- _Exercise_: Copy each line where the word "this" occurs.

* * * * * * *

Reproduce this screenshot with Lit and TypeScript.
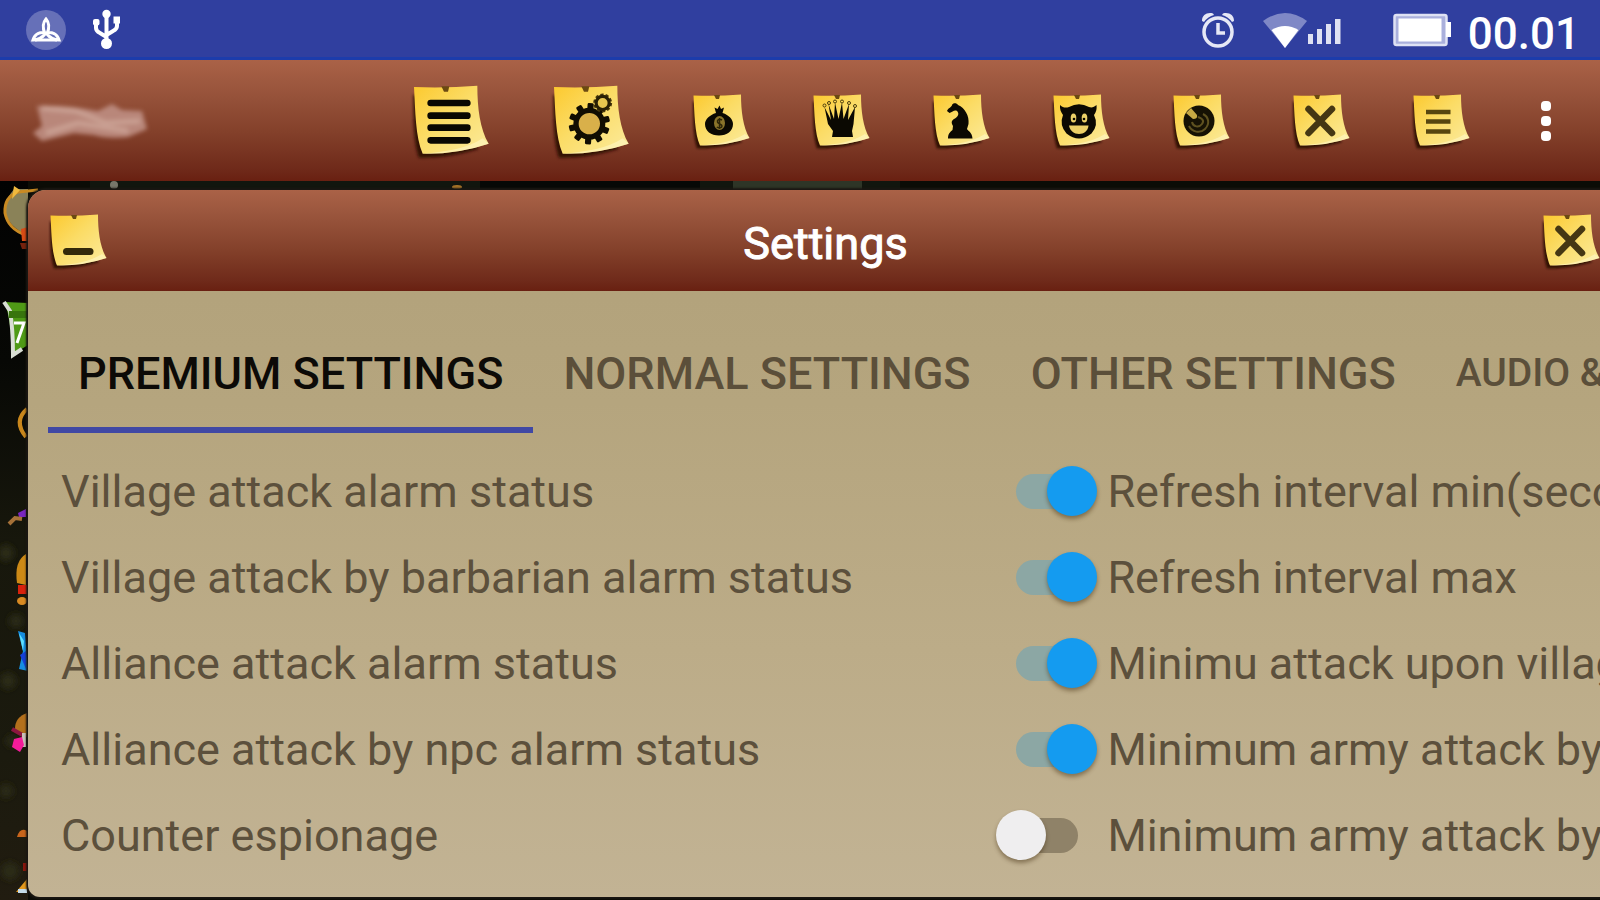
import { LitElement, html, svg, css } from "lit";
import { customElement, property, state } from "lit/decorators.js";

const teeth = (cx: number, cy: number, r: number, n: number, w: number) =>
  Array.from({ length: n }, (_, i) => svg`
    <rect x=${cx - w / 2} y=${cy - r} width=${w} height=${w} rx="1"
      transform="rotate(${(360 / n) * i + 4} ${cx} ${cy})"></rect>`);

const glyphs: Record<string, unknown> = {
  list: svg`<path d="M14 16.5H41.500M14 26H41.500M14 35H41.500M14 44.5H41.500" stroke="#0a0802" stroke-width="5" stroke-linecap="round"/>`,
  gears: svg`
    <g fill="#110d02">${teeth(28, 32, 15.5, 10, 4.6)}</g>
    <circle cx="28" cy="32" r="10" fill="#d9b04a" stroke="#110d02" stroke-width="4"/>
    <circle cx="38" cy="16.5" r="6.2" fill="none" stroke="#4a3a0c" stroke-width="1.800" stroke-dasharray="2.400 1.500"/>
    <circle cx="38" cy="16.5" r="4.900" fill="#e8c650" stroke="#2a2005" stroke-width="2.400"/>`,
  bag: svg`
    <path d="M24 22L22.500 16.500L25.500 18L27.500 14.500L29 18L32 16.500L30.500 22C37 24 41 28.500 41 33C41 40 35 44.500 27 44.500S13 40 13 33C13 28.500 17.500 24 24 22Z" fill="#0b0902"/>
    <ellipse cx="27.500" cy="32" rx="5.500" ry="7" fill="#8a742a"/>
    <path d="M30 29C27 27.500 25 29 25.500 31S30 33 30 35S27 37.500 24.800 36M27.500 27V38" fill="none" stroke="#2d2508" stroke-width="1.500"/>`,
  queen: svg`
    <path d="M20 46L21 40L16 33L12.500 16L19 29L16.500 13L22 28L23 11.500L26.500 28L30 11.500L31.500 28L37 13L36 29L43 16L41.500 33L40 40L41 46Z" fill="#0b0902"/>
    <g fill="none" stroke="#4a3c0c" stroke-width="1"><circle cx="12.500" cy="14.500" r="1.500"/><circle cx="17" cy="12" r="1.500"/><circle cx="23" cy="10.500" r="1.500"/><circle cx="30" cy="10.500" r="1.500"/><circle cx="37" cy="12" r="1.500"/><circle cx="43" cy="15" r="1.500"/></g>`,
  bishop: svg`<path d="M15 20C16 17 20 16 20 14C21 11.500 25 12 26 14C33 17 37.500 25 36.500 33L35 38C36 40 40 41 40.500 47.500H16C16 43 18 41 20.500 39L21 35C18.500 31 20 29 23 27.500C27 25 27 22 25 20C22 18.500 20.500 21.500 17.500 22Z" fill="#0b0902"/>`,
  devil: svg`
    <path d="M8 14C11 17 14 17 17 16Q27 10.500 37 16C40 17 42 16 44.500 14C45 19 44 21 42 24Q47 34 39.500 42.500Q27 52.500 14.500 42.500Q7 34 11 24C9 21 7.500 18 8 14Z" fill="#0b0902"/>
    <ellipse cx="21.500" cy="27" rx="2.800" ry="4.500" fill="#ecd067"/><ellipse cx="32.500" cy="27" rx="2.800" ry="4.500" fill="#ecd067"/>
    <circle cx="22" cy="28" r="1.300" fill="#0b0902"/><circle cx="32" cy="28" r="1.300" fill="#0b0902"/>
    <path d="M17 34.500H36.500C36 40 32 43 27 43S18 40 17 34.500Z" fill="#ecd067"/>`,
  ball: svg`
    <circle cx="27" cy="30" r="15.500" fill="#161204"/>
    <path d="M14 22L19 17L25 24Q26 28 21 28Z" fill="#c7a944"/>
    <path d="M17 35C20 41 28 43 33 38S37 26 31 23M20 31C21 36 27 37 30 33S29 27 26 26" fill="none" stroke="#5f5220" stroke-width="2"/>`,
  cross: svg`<path d="M16.500 18L40 42M40 18L16.500 42" stroke="#453713" stroke-width="6.500" stroke-linecap="round"/>`,
  lines: svg`<path d="M14 21H38.500M14 30.500H38.500M14 40.500H38.500" stroke="#57460f" stroke-width="4.500"/>`,
  minus: svg`<path d="M17.500 40.500H41" stroke="#33290a" stroke-width="7" stroke-linecap="round"/>`,
};

@customElement("sticky-note")
class StickyNote extends LitElement {
  @property() glyph = "lines";

  static styles = css`
    :host { display: block; aspect-ratio: 1; }
    .art { display: block; width: 100%; height: 100%; overflow: visible; }
  `;

  render() {
    return html`<svg class="art" viewBox="0 0 60 60" aria-hidden="true">
      <defs>
        <linearGradient id="paper" x1="0" y1="0" x2="1" y2="1">
          <stop offset="0" stop-color="#fcc92e"/><stop offset=".45" stop-color="#fbdc66"/><stop offset="1" stop-color="#fbeb9e"/>
        </linearGradient>
        <filter id="soft" x="-20%" y="-20%" width="140%" height="140%"><feGaussianBlur stdDeviation="1.200"/></filter>
      </defs>
      <path d="M1 10C1 30 1 46 5 57.500C20 58 34 55.500 50 51L30 30Z" fill="#2a0f06" opacity=".9" filter="url(#soft)"/>
      <path d="M1.500 4.500Q25 5.500 49 3.500C49 20 51 36 57.500 47Q34 55 8 54.500C2.500 42 2.500 22 1.500 4.500Z" fill="url(#paper)"/>
      <path d="M57.500 47Q34 55 8 54.500C24 53.500 42 50.500 53 43Z" fill="#fff6c4" opacity=".6"/>
      <path d="M22 4L28 4L27 8H24Z" fill="#6b4a12"/>
      ${glyphs[this.glyph]}
    </svg>`;
  }
}

const tools = [
  { glyph: "list", label: "Menu", big: true },
  { glyph: "gears", label: "Settings", big: true },
  { glyph: "bag", label: "Resources" },
  { glyph: "queen", label: "Alliance" },
  { glyph: "bishop", label: "Heroes" },
  { glyph: "devil", label: "Barbarians" },
  { glyph: "ball", label: "World" },
  { glyph: "cross", label: "Close" },
  { glyph: "lines", label: "Log" },
];

const tabs = [
  { text: "Premium settings" },
  { text: "Normal settings" },
  { text: "Other settings" },
  { text: "Audio & notifications", small: true },
];

@customElement("app-root")
class AppRoot extends LitElement {
  @state() private tab = 0;
  @state() private rows = [
    { label: "Village attack alarm status", on: true, next: "Refresh interval min(seconds)" },
    { label: "Village attack by barbarian alarm status", on: true, next: "Refresh interval max" },
    { label: "Alliance attack alarm status", on: true, next: "Minimu attack upon village" },
    { label: "Alliance attack by npc alarm status", on: true, next: "Minimum army attack by" },
    { label: "Counter espionage", on: false, next: "Minimum army attack by" },
  ];

  static styles = css`
    :host {
      display: flex; flex-direction: column; height: 100vh; overflow: hidden;
      background: #0b0c06; font-family: Roboto, "Liberation Sans", sans-serif;
      --wood: linear-gradient(#aa6247, #96523a 30%, #83402a 60%, #6f2a1a 90%, #692011);
    }
    * { box-sizing: border-box; }
    button { border: 0; padding: 0; margin: 0; background: none; font: inherit; color: inherit; cursor: pointer; }
    .status {
      flex: none; height: 60px; display: flex; align-items: center; padding: 0 20px 0 24px;
      background: #303f9f; border-bottom: 3px solid #1c3cab; color: #fff;
    }
    .status svg { display: block; flex: none; }
    .usb { margin-left: 24px; }
    .alarm { margin-left: auto; }
    .wifi { margin-left: 26px; }
    .battery { margin-left: 50px; }
    .clock { margin-left: 16px; font-size: 44px; line-height: 48px; font-weight: 500; padding-top: 10px; }
    .bar { flex: none; height: 121px; display: flex; align-items: center; padding: 0 10px 0 28px; background: var(--wood); }
    .smudge { margin-right: auto; overflow: visible; }
    .tool { width: 120px; height: 100%; display: grid; place-items: center; }
    .tool.big { width: 140px; }
    .note { width: 60px; }
    .big .note { width: 80px; }
    .more { width: 88px; height: 100%; display: grid; place-items: center; }
    .stage { flex: 1; min-height: 0; position: relative; display: flex; padding: 9px 0 3px 28px; }
    .scene { position: absolute; left: 0; top: 0; }
    .dialog {
      position: relative; flex: 1; margin-right: -20px; display: flex; flex-direction: column;
      border-radius: 18px 18px 12px 12px; overflow: hidden;
      background: linear-gradient(#b1a17a, #b5a57e 30%, #bcac88 65%, #c2b394);
      box-shadow: 0 0 2px 2px #1b1712;
    }
    .head { flex: none; height: 101px; display: grid; grid-template-columns: 60px 1fr 60px; align-items: center; padding: 0 18px 0 21px; background: var(--wood); }
    .title { margin: 0; padding-top: 6px; text-align: center; color: #fff; font-size: 45px; line-height: 52px; font-weight: 400; -webkit-text-stroke: 1px #fff; }
    .tabs { flex: none; display: flex; padding: 28px 0 0 20px; }
    .tab { flex: none; height: 114px; padding: 0 30px; border-bottom: 6px solid transparent; font-size: 45px; font-weight: 500; color: #5b4f3a; text-transform: uppercase; white-space: nowrap; }
    .tab.small { font-size: 39px; }
    .tab.current { color: #0c0a07; border-color: #4048a4; }
    .list { margin: 0; padding: 15px 0 0 33px; list-style: none; }
    .row { display: grid; grid-template-columns: 60% 111px 1fr; align-items: center; height: 86px; font-size: 45px; line-height: 52px; color: #5c503c; white-space: nowrap; }
    .row label, .row span { padding-top: 2px; }
    .switch { appearance: none; margin: 0; width: 101px; height: 50px; display: grid; align-items: center; cursor: pointer; }
    .switch::before { content: ""; grid-area: 1 / 1; justify-self: center; width: 62px; height: 35px; border-radius: 18px; background: #8f8268; }
    .switch::after { content: ""; grid-area: 1 / 1; justify-self: start; width: 50px; height: 50px; border-radius: 50%; background: #efeeef; box-shadow: 0 3px 4px rgba(60, 40, 10, .45); }
    .switch:checked::before { background: #8ca7a4; }
    .switch:checked::after { justify-self: end; background: #149bf0; }
  `;

  private toggle(i: number) {
    this.rows = this.rows.map((r, n) => (n === i ? { ...r, on: !r.on } : r));
  }

  render() {
    return html`
      <header class="status">
        <svg width="44" height="44" viewBox="0 0 44 44" aria-hidden="true">
          <circle cx="22" cy="23" r="20" fill="#6670b8"/>
          <g fill="none" stroke="#fff" stroke-width="3">
            <path d="M22 12C25.500 16 26 20 23 27C26 31 31 33 35 33C33 27 28 24.500 22 26C16 24.500 11 27 9 33C13 33 18 31 21 27C18 20 18.500 16 22 12Z"/>
            <path d="M11 33H33"/>
          </g>
        </svg>
        <svg class="usb" width="28" height="44" viewBox="0 0 28 44" aria-hidden="true">
          <g fill="none" stroke="#fff" stroke-width="4">
            <path d="M14.500 8V38M4 15V21Q4 24 8 26L14.500 30M25 13V19Q25 22 21 24L14.500 28"/>
          </g>
          <circle cx="14.500" cy="7" r="4.200" fill="#fff"/>
          <rect x="1" y="12" width="6.500" height="6.500" rx="2" fill="#fff"/><rect x="21.500" y="9.500" width="6.500" height="7" fill="#fff"/>
          <circle cx="14.500" cy="36.500" r="5.500" fill="#fff"/>
        </svg>
        <svg class="alarm" width="36" height="40" viewBox="0 0 36 40" aria-hidden="true">
          <g fill="none" stroke="#e6e8f6">
            <circle cx="18" cy="23" r="14" stroke-width="3.500"/><path d="M18 14V24H25" stroke-width="3.500"/>
          </g>
          <path d="M2 12C2 6 7 3 13 4.500L14 6Q8 7.500 4 13ZM34 12C34 6 29 3 23 4.500L22 6Q28 7.500 32 13Z" fill="#e6e8f6"/>
        </svg>
        <svg class="wifi" width="80" height="40" viewBox="0 0 80 40" aria-hidden="true">
          <path d="M1 12Q23 -4 45 12L23 39Z" fill="#7f88c6"/>
          <path d="M9.500 21Q23 13 36.500 21L23 39Z" fill="#fff"/>
          <g fill="#dfe1f2"><rect x="46" y="25" width="5" height="10"/><rect x="55" y="20" width="5" height="15"/><rect x="64" y="15" width="5" height="20"/><rect x="73" y="10" width="5.500" height="25"/></g>
        </svg>
        <svg class="battery" width="60" height="36" viewBox="0 0 60 36" aria-hidden="true">
          <rect x="2.500" y="4" width="52" height="30" rx="2" fill="#aab0dc" stroke="#dfe2f4" stroke-width="2.500"/>
          <rect x="6.500" y="7.500" width="43" height="23" fill="#fff"/><rect x="54" y="11" width="5" height="15" fill="#fff"/>
        </svg>
        <time class="clock">00.01</time>
      </header>
      <nav class="bar">
        <svg class="smudge" width="124" height="44" viewBox="0 0 124 44" aria-hidden="true">
          <defs><filter id="smear"><feGaussianBlur stdDeviation="2.200"/></filter></defs>
          <g filter="url(#smear)">
            <path d="M9 7Q40 6 70 12L84 5L94 11L114 12L119 30L100 38Q80 40 66 36L46 34L14 42L5 34L14 27Z" fill="#b9877a"/>
            <path d="M14 9L48 12L78 24L112 22M18 34L50 24L100 32" fill="none" stroke="#c99f92" stroke-width="5"/>
          </g>
        </svg>
        ${tools.map((t) => html`
          <button class="tool ${t.big ? "big" : ""}" aria-label=${t.label}>
            <sticky-note class="note" glyph=${t.glyph}></sticky-note>
          </button>`)}
        <button class="more" aria-label="More options">
          <svg width="12" height="44" viewBox="0 0 12 44" fill="#fff" aria-hidden="true">
            <rect x="1" y="2" width="10" height="10" rx="4"/><rect x="1" y="17" width="10" height="10" rx="4"/><rect x="1" y="32" width="10" height="10" rx="4"/>
          </svg>
        </button>
      </nav>
      <main class="stage">
        <svg class="scene" width="900" height="719" viewBox="0 0 900 719" aria-hidden="true">
          <defs>
            <linearGradient id="ground" x1="0" y1="0" x2="0" y2="1">
              <stop offset="0" stop-color="#020202"/><stop offset=".25" stop-color="#070805"/><stop offset=".5" stop-color="#17170c"/><stop offset=".8" stop-color="#1b1a0e"/><stop offset="1" stop-color="#211c10"/>
            </linearGradient>
            <filter id="haze"><feGaussianBlur stdDeviation="3"/></filter>
            <filter id="fine"><feGaussianBlur stdDeviation="0.600"/></filter>
          </defs>
          <rect width="28" height="719" fill="url(#ground)"/>
          <path d="M90 0H900V9H90Z" fill="#12160e"/>
          <path d="M733 0H862V9H733Z" fill="#2e3527"/>
          <rect x="480" y="0" width="220" height="9" fill="#060806"/>
          <ellipse cx="457" cy="6" rx="5" ry="2" fill="#a87428"/><ellipse cx="114" cy="4" rx="4" ry="4" fill="#77776a"/>
          <g filter="url(#haze)" fill="#2b2b14">
            <circle cx="6" cy="372" r="8"/><circle cx="16" cy="440" r="7"/><circle cx="8" cy="500" r="8"/><circle cx="12" cy="560" r="6"/><circle cx="6" cy="610" r="7"/><circle cx="10" cy="690" r="9"/>
          </g>
          <g filter="url(#fine)">
            <path d="M28 8L14 8Q4 20 5 30Q8 46 28 54Z" fill="#8a8258"/>
            <path d="M38 9L18 11Q4 16 5 32Q8 48 26 54" fill="none" stroke="#c98a24" stroke-width="3"/>
            <path d="M14 5L20 9L12 18Z" fill="#f0b93c"/><path d="M21 48L28 46V60H22Z" fill="#d84b18"/><path d="M20 62H27V68H22Z" fill="#762410"/>
            <path d="M5 121L28 122V164L12 174Q12 145 5 121Z" fill="#4f9a18"/>
            <path d="M4 121L10 130Q13 148 13 174L22 168" fill="none" stroke="#d9ded4" stroke-width="4"/>
            <path d="M14 142H24L17 162" fill="none" stroke="#fff" stroke-width="3"/><rect x="9" y="130" width="18" height="7" fill="#39740f"/>
            <path d="M27 228Q13 240 26 256" fill="none" stroke="#c9871c" stroke-width="4"/>
            <path d="M18 332L26 328V336H19Z" fill="#7a27c0"/><path d="M9 343L15 337L22 338" fill="none" stroke="#a57138" stroke-width="4"/>
            <path d="M26 373Q14 380 17 402L26 404Z" fill="#cd8a18"/><rect x="18" y="404" width="9" height="9" fill="#d8200c"/><ellipse cx="22" cy="420" rx="5" ry="4" fill="#d98a24"/>
            <path d="M18 450L25 452L28 490L19 488L23 470Z" fill="#168de0"/><path d="M19 452L24 460L23 470Z" fill="#5fe0ff"/><path d="M20 474L26 470V488Z" fill="#1440d8"/>
            <path d="M27 532Q15 536 15 548L27 556Z" fill="#b4701c"/><path d="M12 548L26 556" stroke="#8c1740" stroke-width="4"/><path d="M24 552V566" stroke="#c8c0b8" stroke-width="4"/><path d="M14 558L22 556L24 564L20 571L12 566Z" fill="#f41c9a"/>
            <path d="M17 656Q20 646 27 650V656Z" fill="#c8651c"/><rect x="23" y="682" width="4" height="8" fill="#8a1410"/>
            <path d="M27 698L16 711H27Z" fill="#e59a1c"/><rect x="18" y="708" width="9" height="4" fill="#c4dbe8"/>
          </g>
        </svg>
        <section class="dialog" aria-labelledby="title">
          <div class="head">
            <button aria-label="Minimize"><sticky-note class="note" glyph="minus"></sticky-note></button>
            <h1 class="title" id="title">Settings</h1>
            <button aria-label="Close settings"><sticky-note class="note" glyph="cross"></sticky-note></button>
          </div>
          <div class="tabs" role="tablist">
            ${tabs.map((t, i) => html`
              <button role="tab" aria-selected=${this.tab === i ? "true" : "false"}
                class="tab ${t.small ? "small" : ""} ${this.tab === i ? "current" : ""}"
                @click=${() => (this.tab = i)}>${t.text}</button>`)}
          </div>
          <ul class="list">
            ${this.rows.map((r, i) => html`
              <li class="row">
                <label for="switch-${i}">${r.label}</label>
                <input class="switch" id="switch-${i}" type="checkbox" role="switch" .checked=${r.on} @change=${() => this.toggle(i)}>
                <span>${r.next}</span>
              </li>`)}
          </ul>
        </section>
      </main>`;
  }
}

* * * * * * *

- _Exercise answer_:
Reproduce this screenshot with Lit and TypeScript.
      ${glyphs[this.glyph]}
    this.rows = this.rows.map((r, n) => (n === i ? { ...r, on: !r.on } : r));
              <button role="tab" aria-selected=${this.tab === i ? "true" : "false"}
                class="tab ${t.small ? "small" : ""} ${this.tab === i ? "current" : ""}"
                @click=${() => (this.tab = i)}>${t.text}</button>`)}
            ${this.rows.map((r, i) => html`
                <input class="switch" id="switch-${i}" type="checkbox" role="switch" .checked=${r.on} @change=${() => this.toggle(i)}>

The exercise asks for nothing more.